Bellevue, Helsinki

The Katajanokka area of Helsinki – this translates as Juniper Point in English, which I think is rather splendidly romantic – is where you’ll find the Russian Orthodox cathedral, some gorgeous Art Nouveau buildings, and the city’s oldest Russian restaurant. Bellevue (Rahapajankatu 3, 00160 Helsinki) opened in 1917, a year which found a lot of Russians looking for an out-of-town venue for lugubrious vodka and bear-stew parties, and has been serving traditional dishes ever since. The menu says that this place would never have survived so long without a thorough understanding of the ‘joys and melancholies of the Russian soul’. I can see what they mean. The food was so tasty that it made me want to weep uncontrollably.

Oddly, you’re greeted at the door by a signed photograph of Barbara Bush (melancholy). Inside is a cosy clutch of dining rooms, decorated in sombre colours with paintings of troikas on the walls, the sound of Russian bass voices (more melancholy) hanging woefully in the air as you drink your grain alcohol (joy). The menu – there is an English-language one for those, like me, whose Russian is even worse than their Finnish – is packed with old Russian favourites like a borscht thick with grated beetroot, wild boar tartar and potroast bear.

I’ve been wanting to try vendace roe since we’ve been in Helsinki.

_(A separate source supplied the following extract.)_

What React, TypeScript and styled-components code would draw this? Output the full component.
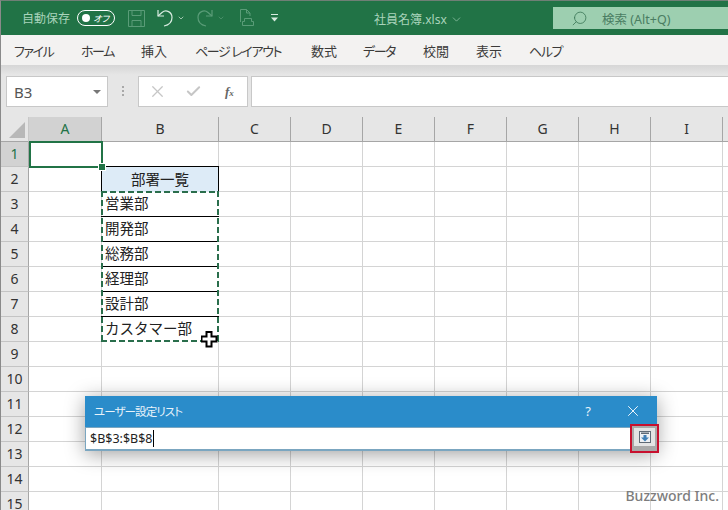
import styled, { createGlobalStyle } from "styled-components";
import { Check, ChevronDown, Search, X } from "lucide-react";

// the last column only shows its first pixels, so its header stays empty
const COLUMNS = ["A", "B", "C", "D", "E", "F", "G", "H", "I", ""];
const ROWS = Array.from({ length: 15 }, (_, i) => i + 1);
const MENU = [
  { label: "ファイル", width: 67, kana: true },
  { label: "ホーム", width: 60, kana: true },
  { label: "挿入", width: 54 },
  { label: "ページ レイアウト", width: 116, kana: true },
  { label: "数式", width: 52 },
  { label: "データ", width: 60, kana: true },
  { label: "校閲", width: 53 },
  { label: "表示", width: 53 },
  { label: "ヘルプ", width: 60, kana: true },
];
const DEPARTMENTS: Record<number, string> = {
  3: "営業部",
  4: "開発部",
  5: "総務部",
  6: "経理部",
  7: "設計部",
  8: "カスタマー部",
};
const UI_FONT = `"Noto Sans", "Noto Sans CJK JP", sans-serif`;

const GlobalStyle = createGlobalStyle`
  html, body {
    margin: 0;
    padding: 0;
    background: #fff;
  }
  * {
    box-sizing: border-box;
  }
`;

const ArrowBack = () => (
  <svg width="16" height="18" viewBox="0 0 16 18" fill="none" stroke="currentColor" strokeWidth="1.2">
    <path d="M1 1v6h6" />
    <path d="M1 7l4-3.500C9 0 15 3 15 8.500c0 4-3 7.500-8 8.500" />
  </svg>
);

const App = () => {
  return (
    <>
      <GlobalStyle />
      <Window>
        <TitleBar>
          <QuickAccess>
            <AutoSaveLabel>自動保存</AutoSaveLabel>
            <Toggle>
              <ToggleKnob />
              <ToggleText>オフ</ToggleText>
            </Toggle>
            <QuickIcon $gap={13} $dim>
              <svg width="17" height="17" viewBox="0 0 17 17" fill="none" stroke="currentColor">
                <path d="M.5.5h16v16H.5z" />
                <path d="M4 .5v5h9v-5M4 16.5v-6h9v6" />
              </svg>
            </QuickIcon>
            <QuickIcon $gap={12}>
              <ArrowBack />
            </QuickIcon>
            <SmallCaret $gap={4} />
            <QuickIcon $gap={12} $dim>
              <MirrorIcon>
                <ArrowBack />
              </MirrorIcon>
            </QuickIcon>
            <SmallCaret $gap={4} $dim />
            <QuickIcon $gap={14} $dim>
              <svg width="15" height="18" viewBox="0 0 15 18" fill="none" stroke="currentColor">
                <path d="M1.500 13V.5h6l3.500 3.500v3" />
                <path d="M7.500.5V4H11" />
                <path d="M5.500 9.500h7v3h2v4h-11v-4h2z" />
              </svg>
            </QuickIcon>
            <QuickIcon $gap={16}>
              <svg width="9" height="8" viewBox="0 0 9 8" fill="currentColor">
                <path d="M1 0h7v1H1zM1 3.500h7L4.500 7.500z" />
              </svg>
            </QuickIcon>
          </QuickAccess>
          <FileName>
            社員名簿.xlsx
            <ChevronDown size={13} strokeWidth={1.2} />
          </FileName>
          <SearchBox>
            <SearchGlyph size={17} strokeWidth={1.2} />
            <SearchText>検索 (Alt+Q)</SearchText>
          </SearchBox>
        </TitleBar>

        <MenuBar>
          {MENU.map((item) => (
            <MenuItem key={item.label} $width={item.width} $kana={item.kana}>
              {item.label}
            </MenuItem>
          ))}
        </MenuBar>

        <FormulaArea>
          <NameBox>
            B3
            <NameCaret />
          </NameBox>
          <Grip />
          <FormulaButtons>
            <X size={19} strokeWidth={1.6} />
            <Check size={17} strokeWidth={2.8} />
            <FxLabel>
              f<sub>x</sub>
            </FxLabel>
          </FormulaButtons>
          <FormulaInput />
        </FormulaArea>

        <Sheet>
          <Corner>
            <CornerMark />
          </Corner>
          {COLUMNS.map((col, index) => (
            <ColumnHeader key={index} $active={col === "A"}>
              {col}
            </ColumnHeader>
          ))}
          {ROWS.map((row) => (
            <Row key={row} row={row} />
          ))}

          <ActiveCell>
            <FillHandle />
          </ActiveCell>
          <Marquee />
          <CursorMark>
            <svg width="17" height="17" viewBox="0 0 17 17">
              <path
                d="M5.500 1h5v4.500h5v5h-5v5h-5v-5h-5v-5h5z"
                fill="#fff"
                stroke="#000"
                strokeWidth="2"
              />
            </svg>
          </CursorMark>

          <Dialog>
            <DialogTitle>
              <DialogName>ユーザー設定リスト</DialogName>
              <HelpMark>?</HelpMark>
              <X size={18} strokeWidth={1.2} color="#fff" />
            </DialogTitle>
            <DialogBody>
              <RangeInput>
                $B$3:$B$8
                <Caret />
              </RangeInput>
            </DialogBody>
            <CollapseButton>
              <CollapseFace>
                <svg width="12" height="12" viewBox="0 0 12 12">
                  <rect x=".5" y=".5" width="11" height="11" fill="#eef1f4" stroke="#5f6a75" />
                  <path d="M2 1.500h8v1.500H2z" fill="#5f6a75" />
                  <path d="M4.500 4h3v2.500H10L6 10.500 2 6.500h2.500z" fill="#3f7fb5" />
                </svg>
              </CollapseFace>
            </CollapseButton>
          </Dialog>

          <Watermark>Buzzword Inc.</Watermark>
        </Sheet>
      </Window>
    </>
  );
};
export default App;

const Row = ({ row }: { row: number }) => {
  const department = DEPARTMENTS[row];
  return (
    <>
      <RowHeader $active={row === 1}>{row}</RowHeader>
      {COLUMNS.map((col, index) => {
        if (col === "B" && row === 2) {
          return <TableHead key={index}>部署一覧</TableHead>;
        }
        if (col === "B" && department) {
          return (
            <TableCell key={index} $last={row === 8}>
              {department}
            </TableCell>
          );
        }
        return <Cell key={index} />;
      })}
    </>
  );
};

const Window = styled.div`
  position: relative;
  width: 728px;
  height: 510px;
  overflow: hidden;
  display: flex;
  flex-direction: column;
  background: #e6e6e6;
  border-left: 1px solid #8a8a8a;
  border-top: 1px solid #6f7f76;
  font-family: ${UI_FONT};
`;
const TitleBar = styled.header`
  height: 34px;
  flex: none;
  display: flex;
  align-items: flex-start;
  background: #217346;
  color: #a9d3bb;
`;
const QuickAccess = styled.div`
  width: 373px;
  height: 34px;
  flex: none;
  display: flex;
  align-items: center;
  padding-left: 21px;
`;
const AutoSaveLabel = styled.span`
  font-size: 12px;
  color: #a9d3bb;
  white-space: nowrap;
`;
const Toggle = styled.div`
  width: 38px;
  height: 16px;
  margin-left: 7px;
  flex: none;
  display: flex;
  align-items: center;
  justify-content: space-between;
  padding: 0 5px 0 4px;
  border: 1px solid #fff;
  border-radius: 8px;
`;
const ToggleKnob = styled.span`
  width: 8px;
  height: 8px;
  border-radius: 50%;
  background: #fff;
`;
const ToggleText = styled.span`
  font-size: 9px;
  font-style: italic;
  line-height: 1;
  color: #fff;
  font-feature-settings: "palt";
`;
const QuickIcon = styled.span<{ $gap: number; $dim?: boolean }>`
  display: flex;
  flex: none;
  margin-left: ${(props) => props.$gap}px;
  color: ${(props) => (props.$dim ? "#5a9c78" : "#d8ebe0")};
`;
const MirrorIcon = styled.span`
  display: flex;
  transform: scaleX(-1);
`;
const SmallCaret = styled(ChevronDown).attrs({ size: 8, strokeWidth: 2 })<{
  $gap: number;
  $dim?: boolean;
}>`
  flex: none;
  margin-left: ${(props) => props.$gap}px;
  color: ${(props) => (props.$dim ? "#5a9c78" : "#d8ebe0")};
`;
const FileName = styled.div`
  width: 179px;
  height: 34px;
  flex: none;
  display: flex;
  align-items: center;
  gap: 3px;
  font-size: 12px;
  color: #a9d3bb;
  padding-top: 2px;
`;
const SearchBox = styled.div`
  width: 175px;
  height: 22px;
  margin-top: 6px;
  flex: none;
  display: flex;
  align-items: center;
  padding-left: 18px;
  background: #9dcfb0;
  color: #3f7a5a;
`;
const SearchGlyph = styled(Search)`
  transform: scaleX(-1);
`;
const SearchText = styled.span`
  margin-left: 14px;
  font-size: 12.500px;
  color: #4a7d62;
  white-space: nowrap;
`;
const MenuBar = styled.nav`
  height: 30px;
  flex: none;
  display: flex;
  align-items: center;
  padding-left: 13px;
  background: #f3f2f1;
`;
const MenuItem = styled.span<{ $width: number; $kana?: boolean }>`
  width: ${(props) => props.$width}px;
  flex: none;
  font-size: 13px;
  color: #3b3a39;
  white-space: pre;
  font-feature-settings: "palt";
  letter-spacing: ${(props) => (props.$kana ? "-1.400px" : "0")};
`;
const FormulaArea = styled.div`
  height: 52px;
  flex: none;
  display: flex;
  align-items: flex-start;
  padding: 11px 0 0 5px;
  background: linear-gradient(#d6d6d6, #e6e6e6 10px);
`;
const NameBox = styled.div`
  width: 102px;
  height: 31px;
  flex: none;
  display: flex;
  align-items: center;
  justify-content: space-between;
  padding: 0 6px 0 7px;
  background: #fff;
  border: 1px solid #c8c8c8;
  font-size: 15px;
  color: #555;
`;
const NameCaret = styled.span`
  width: 0;
  height: 0;
  border-left: 4px solid transparent;
  border-right: 4px solid transparent;
  border-top: 4px solid #777;
`;
const Grip = styled.span`
  width: 2px;
  height: 10px;
  flex: none;
  margin: 10px 14px 0 14px;
  background: repeating-linear-gradient(#a8a8a8 0 2px, transparent 2px 4px);
`;
const FormulaButtons = styled.div`
  width: 110px;
  height: 31px;
  flex: none;
  display: grid;
  grid-template-columns: 37px 40px auto;
  align-items: center;
  padding-left: 9px;
  background: #fff;
  border: 1px solid #c8c8c8;
  color: #c6c6c6;
`;
const FxLabel = styled.span`
  font-family: "Liberation Serif", serif;
  font-size: 13px;
  font-weight: bold;
  font-style: italic;
  color: #666;
  sub {
    font-size: 9px;
    vertical-align: baseline;
  }
`;
const FormulaInput = styled.div`
  height: 31px;
  flex: 1;
  margin-left: 3px;
  background: #fff;
  border: 1px solid #c8c8c8;
  border-right: none;
`;
const Sheet = styled.main`
  position: relative;
  flex: 1;
  display: grid;
  grid-template-columns: 28px 73px 117px 72px 72px 72px 72px 72px 72px 72px 72px;
  grid-template-rows: 25px repeat(15, 25px);
  background: #fff;
  overflow: hidden;
`;
const Corner = styled.div`
  position: relative;
  background: #e6e6e6;
  border-bottom: 1px solid #a6a6a6;
  border-right: 1px solid #c8c8c8;
`;
const CornerMark = styled.span`
  position: absolute;
  right: 3px;
  bottom: 3px;
  width: 0;
  height: 0;
  border-left: 16px solid transparent;
  border-bottom: 16px solid #b8b8b8;
`;
const ColumnHeader = styled.div<{ $active?: boolean }>`
  display: flex;
  align-items: center;
  justify-content: center;
  padding-bottom: 2px;
  font-size: 14px;
  background: ${(props) => (props.$active ? "#d2d2d2" : "#e6e6e6")};
  color: ${(props) => (props.$active ? "#217346" : "#333")};
  border-right: 1px solid #a6a6a6;
  border-bottom: 1px solid #a6a6a6;
`;
const RowHeader = styled.div<{ $active?: boolean }>`
  display: flex;
  align-items: center;
  justify-content: center;
  padding-bottom: 2px;
  font-size: 14px;
  background: ${(props) => (props.$active ? "#d2d2d2" : "#e6e6e6")};
  color: ${(props) => (props.$active ? "#217346" : "#333")};
  border-right: 1px solid #a6a6a6;
  border-bottom: 1px solid #c4c4c4;
`;
const Cell = styled.div`
  border-right: 1px solid #d4d4d4;
  border-bottom: 1px solid #d4d4d4;
`;
const TableCell = styled.div<{ $last?: boolean }>`
  display: flex;
  align-items: center;
  padding: 0 0 3px 4px;
  margin-left: -1px;
  font-family: "Noto Sans CJK JP", sans-serif;
  font-size: 14.500px;
  color: #222;
  white-space: nowrap;
  border-bottom: 1px solid ${(props) => (props.$last ? "transparent" : "#000")};
`;
const TableHead = styled(TableCell)`
  justify-content: center;
  padding: 0 0 3px;
  margin-top: -1px;
  background: #ddebf7;
  border: 1px solid #000;
  border-bottom: none;
`;
const ActiveCell = styled.div`
  position: absolute;
  left: 28px;
  top: 24px;
  width: 74px;
  height: 27px;
  border: 2px solid #217346;
`;
const FillHandle = styled.span`
  position: absolute;
  right: -4px;
  bottom: -4px;
  width: 6px;
  height: 6px;
  background: #217346;
  outline: 1px solid #fff;
`;
const Marquee = styled.div`
  position: absolute;
  left: 100px;
  top: 74px;
  width: 118px;
  height: 151px;
  background-image: linear-gradient(90deg, #2a6e4c 6px, transparent 6px),
    linear-gradient(90deg, #2a6e4c 6px, transparent 6px),
    linear-gradient(#2a6e4c 6px, transparent 6px),
    linear-gradient(#2a6e4c 6px, transparent 6px);
  background-size: 9px 2px, 9px 2px, 2px 9px, 2px 9px;
  background-position: 0 0, 0 100%, 0 0, 100% 0;
  background-repeat: repeat-x, repeat-x, repeat-y, repeat-y;
`;
const CursorMark = styled.div`
  position: absolute;
  left: 200px;
  top: 214px;
  display: flex;
`;
const Dialog = styled.section`
  position: absolute;
  left: 84px;
  top: 279px;
  width: 572px;
  height: 55px;
  display: flex;
  flex-direction: column;
  background: #2b8ccb;
  box-shadow: 0 3px 20px rgba(0, 0, 0, 0.38);
`;
const DialogTitle = styled.div`
  height: 31px;
  flex: none;
  display: flex;
  align-items: center;
  padding: 0 15px 2px 9px;
  color: #fff;
  background: #2a8cca;
`;
const DialogName = styled.span`
  flex: 1;
  font-size: 11.500px;
  color: #e8f3fa;
  font-feature-settings: "palt";
  letter-spacing: -0.900px;
`;
const HelpMark = styled.span`
  margin-right: 33px;
  font-size: 13px;
  color: #e8f3fa;
`;
const DialogBody = styled.div`
  flex: 1;
  display: flex;
  padding: 1px 1px 2px 1px;
  background: #7ba6c0;
`;
const RangeInput = styled.div`
  flex: 1;
  display: flex;
  align-items: center;
  padding-left: 4px;
  background: #fff;
  font-size: 12.500px;
  color: #222;
`;
const Caret = styled.span`
  width: 1px;
  height: 17px;
  background: #000;
`;
const CollapseButton = styled.div`
  position: absolute;
  right: -2px;
  top: 28px;
  width: 29px;
  height: 29px;
  padding: 2px;
  border: 2px solid #c8102e;
  background: #a9a9a9;
`;
const CollapseFace = styled.div`
  height: 18px;
  display: flex;
  align-items: center;
  justify-content: center;
  background: #e4e4e4;
`;
const Watermark = styled.div`
  position: absolute;
  right: 9px;
  bottom: 5px;
  font-family: ${UI_FONT};
  font-size: 14px;
  font-weight: 500;
  color: #7d7d7d;
`;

The northern European vendace is not the same as the fish of the same name you find in parts of England; it’s a whitefish which was called the ‘favourite fish of the Tsars’, and its roe is particularly prized. My serving of apricot-coloured roe turned up in a little lacquered wooden bowl painted with rowan berries, alongside bowls of smetana (a fermented cream a bit like rich soured cream) and sweet red onion. The blini that arrived to go with the roe was a monster – about five inches across and half an inch deep, made from a floatingly light buckwheat batter and sizzling in literally heart-stopping amounts of aromatic butter. Joyful tastebuds, melancholy arteries. Vendace roe has a delicate flavour, less salty than most other fish roes you’ll find on tables Russian and otherwise, and was richly gorgeous glopped all over the blini with generous amounts of smetana and onion.

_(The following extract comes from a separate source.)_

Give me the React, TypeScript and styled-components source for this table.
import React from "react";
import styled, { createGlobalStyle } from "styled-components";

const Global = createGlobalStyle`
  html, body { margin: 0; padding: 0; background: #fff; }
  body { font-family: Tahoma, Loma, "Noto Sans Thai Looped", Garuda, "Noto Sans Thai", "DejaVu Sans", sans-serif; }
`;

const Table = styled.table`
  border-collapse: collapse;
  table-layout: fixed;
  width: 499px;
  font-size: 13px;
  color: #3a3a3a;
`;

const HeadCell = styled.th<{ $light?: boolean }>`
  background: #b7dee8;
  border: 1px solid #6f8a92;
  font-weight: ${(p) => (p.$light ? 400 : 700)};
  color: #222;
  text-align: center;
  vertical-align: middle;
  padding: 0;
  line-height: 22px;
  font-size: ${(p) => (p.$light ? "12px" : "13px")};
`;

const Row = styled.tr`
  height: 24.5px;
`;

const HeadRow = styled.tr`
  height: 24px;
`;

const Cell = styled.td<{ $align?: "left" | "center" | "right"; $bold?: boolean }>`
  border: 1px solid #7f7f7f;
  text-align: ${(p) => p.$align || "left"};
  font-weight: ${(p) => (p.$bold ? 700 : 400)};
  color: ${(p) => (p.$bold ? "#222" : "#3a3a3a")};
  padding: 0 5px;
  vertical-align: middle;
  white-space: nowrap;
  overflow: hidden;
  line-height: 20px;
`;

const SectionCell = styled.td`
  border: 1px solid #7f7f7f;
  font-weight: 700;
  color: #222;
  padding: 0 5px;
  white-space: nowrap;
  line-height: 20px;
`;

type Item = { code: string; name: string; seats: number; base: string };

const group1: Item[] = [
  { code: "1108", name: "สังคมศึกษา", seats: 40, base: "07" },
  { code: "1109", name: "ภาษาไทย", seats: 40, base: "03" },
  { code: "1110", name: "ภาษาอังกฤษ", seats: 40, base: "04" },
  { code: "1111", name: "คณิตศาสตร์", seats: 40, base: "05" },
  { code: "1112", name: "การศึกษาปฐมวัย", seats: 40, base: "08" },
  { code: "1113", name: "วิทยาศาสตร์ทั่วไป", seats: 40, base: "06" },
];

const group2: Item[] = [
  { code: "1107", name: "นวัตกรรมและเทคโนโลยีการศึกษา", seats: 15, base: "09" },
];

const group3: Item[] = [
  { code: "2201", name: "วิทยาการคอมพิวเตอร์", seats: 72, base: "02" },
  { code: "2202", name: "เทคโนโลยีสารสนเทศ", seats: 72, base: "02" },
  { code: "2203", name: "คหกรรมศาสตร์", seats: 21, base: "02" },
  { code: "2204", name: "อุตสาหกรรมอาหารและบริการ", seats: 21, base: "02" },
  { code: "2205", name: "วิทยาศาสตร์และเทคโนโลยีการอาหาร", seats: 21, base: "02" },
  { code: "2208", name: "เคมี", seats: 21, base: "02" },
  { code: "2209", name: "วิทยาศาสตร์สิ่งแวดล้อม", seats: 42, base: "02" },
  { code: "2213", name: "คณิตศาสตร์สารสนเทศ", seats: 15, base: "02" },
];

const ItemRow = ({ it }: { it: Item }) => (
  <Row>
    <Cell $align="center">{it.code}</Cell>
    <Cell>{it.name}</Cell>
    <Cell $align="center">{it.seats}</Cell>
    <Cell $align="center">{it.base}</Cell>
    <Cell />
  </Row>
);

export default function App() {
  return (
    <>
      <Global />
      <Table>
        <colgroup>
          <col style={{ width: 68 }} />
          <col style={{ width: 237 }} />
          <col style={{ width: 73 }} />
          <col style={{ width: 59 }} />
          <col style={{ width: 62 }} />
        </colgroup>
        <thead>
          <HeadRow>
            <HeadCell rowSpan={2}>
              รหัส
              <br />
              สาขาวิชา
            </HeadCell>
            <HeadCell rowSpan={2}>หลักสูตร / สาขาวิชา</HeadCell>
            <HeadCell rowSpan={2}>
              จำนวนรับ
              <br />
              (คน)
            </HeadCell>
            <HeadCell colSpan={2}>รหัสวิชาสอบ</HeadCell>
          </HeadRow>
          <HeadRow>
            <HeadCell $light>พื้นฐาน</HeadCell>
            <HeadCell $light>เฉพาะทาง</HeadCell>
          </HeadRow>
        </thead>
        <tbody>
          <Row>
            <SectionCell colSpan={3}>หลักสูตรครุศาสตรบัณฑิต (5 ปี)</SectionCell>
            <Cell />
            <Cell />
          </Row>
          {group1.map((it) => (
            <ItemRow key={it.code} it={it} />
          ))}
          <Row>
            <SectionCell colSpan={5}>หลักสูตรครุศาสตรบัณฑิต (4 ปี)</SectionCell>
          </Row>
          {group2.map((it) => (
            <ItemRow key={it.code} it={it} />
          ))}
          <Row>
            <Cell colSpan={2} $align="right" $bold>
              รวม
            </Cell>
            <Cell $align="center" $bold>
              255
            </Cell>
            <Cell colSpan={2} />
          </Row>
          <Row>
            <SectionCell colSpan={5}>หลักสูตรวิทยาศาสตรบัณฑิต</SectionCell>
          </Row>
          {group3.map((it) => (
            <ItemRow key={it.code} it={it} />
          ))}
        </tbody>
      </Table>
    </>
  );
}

You’ll find a recipe for Chicken Kiev on this site, and it’s interesting to compare it with Bellevue’s more authentically Russian (and rather more attractive) version – they provide the recipe here. This Kiev is plump and juicy. The waiter stabs it with a knife at the table for you, and a simply amazing amount of lemony butter leaks out into the mildly curried rice on the plate. A peach chutney marries up very nicely with the rich, butter-swimming chicken breast. I wasn’t able to finish mine; especially after all the butter in the blini, I found I was in danger of keeling over (melancholy) from the sheer richness of it all. Fortunately, Dr W is like a Jacob’s Cream Cracker in his ability to soak up vast amounts of butter (joy, I suppose), and happily ate anything I’d left.

All this left me unable to face anything very challenging for dessert, so I asked for the Russian tea tray. A glass of pale, black tea in a silver holder arrived, alongside some strawberries and biscuits, and a silver pot of raspberry jam. ‘Put it in your tea’, said the lady serving me. I assumed this was another Russian melancholy joy, and did what she said.

Tea with jam is, it turns out, a bloody marvellous idea, and I have no idea why it’s not precipitated further west. (See? Joy at the discovery that there’s something you can do to make tea even nicer, and melancholy when you realise that there’s no way anybody back home is going to believe you when you tell them how good it is.) Raspberry jam is really, really good in tea, being rather tart as well as sweet, and it turned the little glass of steaming tea into something like distilled joy when compared with those melancholy dried fruit teas you can buy at vast expense in branches of Whittards back home.

Filled with joy and melancholy, we walked back to our hotel alongside the waterfront, torn between kicking our heels and throwing ourselves into the Baltic.

One Reply to “Bellevue, Helsinki”

  1. Thank you, really interesting. Actually,I was born in Russia in 1970 but my mother and I fled and settled here in the UK. Honestly, I didnt really care much about my russian past until my mother died recently, now I’ve been trying to discover as much as I can. Seemed like the food was as good a place as any to start ! You dont generally hear much about russian cooking do you?